## What you are asked to do:
Return the listing below word for word.

Start of Material

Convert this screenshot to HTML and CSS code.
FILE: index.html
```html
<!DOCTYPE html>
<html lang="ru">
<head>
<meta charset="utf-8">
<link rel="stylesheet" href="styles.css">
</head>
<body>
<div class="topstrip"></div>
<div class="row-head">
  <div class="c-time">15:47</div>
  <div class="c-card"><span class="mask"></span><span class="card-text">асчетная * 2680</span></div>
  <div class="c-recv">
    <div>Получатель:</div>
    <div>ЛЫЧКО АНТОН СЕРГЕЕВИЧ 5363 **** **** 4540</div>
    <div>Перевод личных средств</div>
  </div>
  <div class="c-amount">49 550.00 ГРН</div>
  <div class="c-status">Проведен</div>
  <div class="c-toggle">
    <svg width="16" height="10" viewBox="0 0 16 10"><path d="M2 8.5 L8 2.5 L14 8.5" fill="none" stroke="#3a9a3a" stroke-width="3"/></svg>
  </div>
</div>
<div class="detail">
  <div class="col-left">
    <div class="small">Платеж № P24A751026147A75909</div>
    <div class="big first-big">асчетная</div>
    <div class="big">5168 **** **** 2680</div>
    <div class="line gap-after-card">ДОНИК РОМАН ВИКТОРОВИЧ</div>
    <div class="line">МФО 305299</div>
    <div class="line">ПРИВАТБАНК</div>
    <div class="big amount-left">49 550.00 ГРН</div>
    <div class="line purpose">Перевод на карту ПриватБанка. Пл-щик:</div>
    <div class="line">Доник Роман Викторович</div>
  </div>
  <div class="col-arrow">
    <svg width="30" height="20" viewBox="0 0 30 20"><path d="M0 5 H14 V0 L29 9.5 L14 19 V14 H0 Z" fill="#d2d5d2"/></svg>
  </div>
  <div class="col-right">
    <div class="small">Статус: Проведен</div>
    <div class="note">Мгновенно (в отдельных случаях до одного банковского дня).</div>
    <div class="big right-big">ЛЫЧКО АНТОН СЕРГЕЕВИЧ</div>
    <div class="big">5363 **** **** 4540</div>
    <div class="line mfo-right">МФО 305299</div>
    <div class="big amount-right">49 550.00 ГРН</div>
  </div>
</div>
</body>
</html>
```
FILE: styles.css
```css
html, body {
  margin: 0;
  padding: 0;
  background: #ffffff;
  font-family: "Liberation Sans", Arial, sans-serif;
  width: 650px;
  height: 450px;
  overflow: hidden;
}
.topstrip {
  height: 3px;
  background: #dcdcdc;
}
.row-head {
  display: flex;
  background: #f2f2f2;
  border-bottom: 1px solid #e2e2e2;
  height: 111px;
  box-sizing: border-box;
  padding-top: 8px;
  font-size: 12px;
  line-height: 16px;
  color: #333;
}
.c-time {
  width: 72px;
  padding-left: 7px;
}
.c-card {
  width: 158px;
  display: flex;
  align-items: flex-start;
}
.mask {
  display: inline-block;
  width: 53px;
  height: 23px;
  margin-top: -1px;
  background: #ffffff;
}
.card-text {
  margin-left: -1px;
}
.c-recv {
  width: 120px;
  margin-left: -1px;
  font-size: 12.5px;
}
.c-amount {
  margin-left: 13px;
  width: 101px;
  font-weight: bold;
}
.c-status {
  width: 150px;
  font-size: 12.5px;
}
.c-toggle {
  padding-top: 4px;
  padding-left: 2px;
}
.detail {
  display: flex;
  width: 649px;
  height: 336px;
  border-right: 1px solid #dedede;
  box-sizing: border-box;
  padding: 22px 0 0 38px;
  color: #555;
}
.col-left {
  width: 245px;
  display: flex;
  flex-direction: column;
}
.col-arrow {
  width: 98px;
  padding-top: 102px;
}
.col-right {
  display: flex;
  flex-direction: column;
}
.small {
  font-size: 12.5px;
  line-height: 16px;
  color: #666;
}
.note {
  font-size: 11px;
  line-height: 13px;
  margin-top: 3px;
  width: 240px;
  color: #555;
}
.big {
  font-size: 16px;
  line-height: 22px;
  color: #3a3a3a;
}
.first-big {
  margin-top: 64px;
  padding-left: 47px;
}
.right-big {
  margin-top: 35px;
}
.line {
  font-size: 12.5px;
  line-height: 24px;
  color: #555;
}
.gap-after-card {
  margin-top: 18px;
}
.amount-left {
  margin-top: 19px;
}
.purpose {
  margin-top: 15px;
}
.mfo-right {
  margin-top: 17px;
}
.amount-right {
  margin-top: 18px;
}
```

End of Material

## Worked answer:
Convert this screenshot to HTML and CSS code.
FILE: index.html
```html
<!DOCTYPE html>
<html lang="ru">
<head>
<meta charset="utf-8">
<link rel="stylesheet" href="styles.css">
</head>
<body>
<div class="topstrip"></div>
<div class="row-head">
  <div class="c-time">15:47</div>
  <div class="c-card"><span class="mask"></span><span class="card-text">асчетная * 2680</span></div>
  <div class="c-recv">
    <div>Получатель:</div>
    <div>ЛЫЧКО АНТОН СЕРГЕЕВИЧ 5363 **** **** 4540</div>
    <div>Перевод личных средств</div>
  </div>
  <div class="c-amount">49 550.00 ГРН</div>
  <div class="c-status">Проведен</div>
  <div class="c-toggle">
    <svg width="16" height="10" viewBox="0 0 16 10"><path d="M2 8.5 L8 2.5 L14 8.5" fill="none" stroke="#3a9a3a" stroke-width="3"/></svg>
  </div>
</div>
<div class="detail">
  <div class="col-left">
    <div class="small">Платеж № P24A751026147A75909</div>
    <div class="big first-big">асчетная</div>
    <div class="big">5168 **** **** 2680</div>
    <div class="line gap-after-card">ДОНИК РОМАН ВИКТОРОВИЧ</div>
    <div class="line">МФО 305299</div>
    <div class="line">ПРИВАТБАНК</div>
    <div class="big amount-left">49 550.00 ГРН</div>
    <div class="line purpose">Перевод на карту ПриватБанка. Пл-щик:</div>
    <div class="line">Доник Роман Викторович</div>
  </div>
  <div class="col-arrow">
    <svg width="30" height="20" viewBox="0 0 30 20"><path d="M0 5 H14 V0 L29 9.5 L14 19 V14 H0 Z" fill="#d2d5d2"/></svg>
  </div>
  <div class="col-right">
    <div class="small">Статус: Проведен</div>
    <div class="note">Мгновенно (в отдельных случаях до одного банковского дня).</div>
    <div class="big right-big">ЛЫЧКО АНТОН СЕРГЕЕВИЧ</div>
    <div class="big">5363 **** **** 4540</div>
    <div class="line mfo-right">МФО 305299</div>
    <div class="big amount-right">49 550.00 ГРН</div>
  </div>
</div>
</body>
</html>
```
FILE: styles.css
```css
html, body {
  margin: 0;
  padding: 0;
  background: #ffffff;
  font-family: "Liberation Sans", Arial, sans-serif;
  width: 650px;
  height: 450px;
  overflow: hidden;
}
.topstrip {
  height: 3px;
  background: #dcdcdc;
}
.row-head {
  display: flex;
  background: #f2f2f2;
  border-bottom: 1px solid #e2e2e2;
  height: 111px;
  box-sizing: border-box;
  padding-top: 8px;
  font-size: 12px;
  line-height: 16px;
  color: #333;
}
.c-time {
  width: 72px;
  padding-left: 7px;
}
.c-card {
  width: 158px;
  display: flex;
  align-items: flex-start;
}
.mask {
  display: inline-block;
  width: 53px;
  height: 23px;
  margin-top: -1px;
  background: #ffffff;
}
.card-text {
  margin-left: -1px;
}
.c-recv {
  width: 120px;
  margin-left: -1px;
  font-size: 12.5px;
}
.c-amount {
  margin-left: 13px;
  width: 101px;
  font-weight: bold;
}
.c-status {
  width: 150px;
  font-size: 12.5px;
}
.c-toggle {
  padding-top: 4px;
  padding-left: 2px;
}
.detail {
  display: flex;
  width: 649px;
  height: 336px;
  border-right: 1px solid #dedede;
  box-sizing: border-box;
  padding: 22px 0 0 38px;
  color: #555;
}
.col-left {
  width: 245px;
  display: flex;
  flex-direction: column;
}
.col-arrow {
  width: 98px;
  padding-top: 102px;
}
.col-right {
  display: flex;
  flex-direction: column;
}
.small {
  font-size: 12.5px;
  line-height: 16px;
  color: #666;
}
.note {
  font-size: 11px;
  line-height: 13px;
  margin-top: 3px;
  width: 240px;
  color: #555;
}
.big {
  font-size: 16px;
  line-height: 22px;
  color: #3a3a3a;
}
.first-big {
  margin-top: 64px;
  padding-left: 47px;
}
.right-big {
  margin-top: 35px;
}
.line {
  font-size: 12.5px;
  line-height: 24px;
  color: #555;
}
.gap-after-card {
  margin-top: 18px;
}
.amount-left {
  margin-top: 19px;
}
.purpose {
  margin-top: 15px;
}
.mfo-right {
  margin-top: 17px;
}
.amount-right {
  margin-top: 18px;
}
```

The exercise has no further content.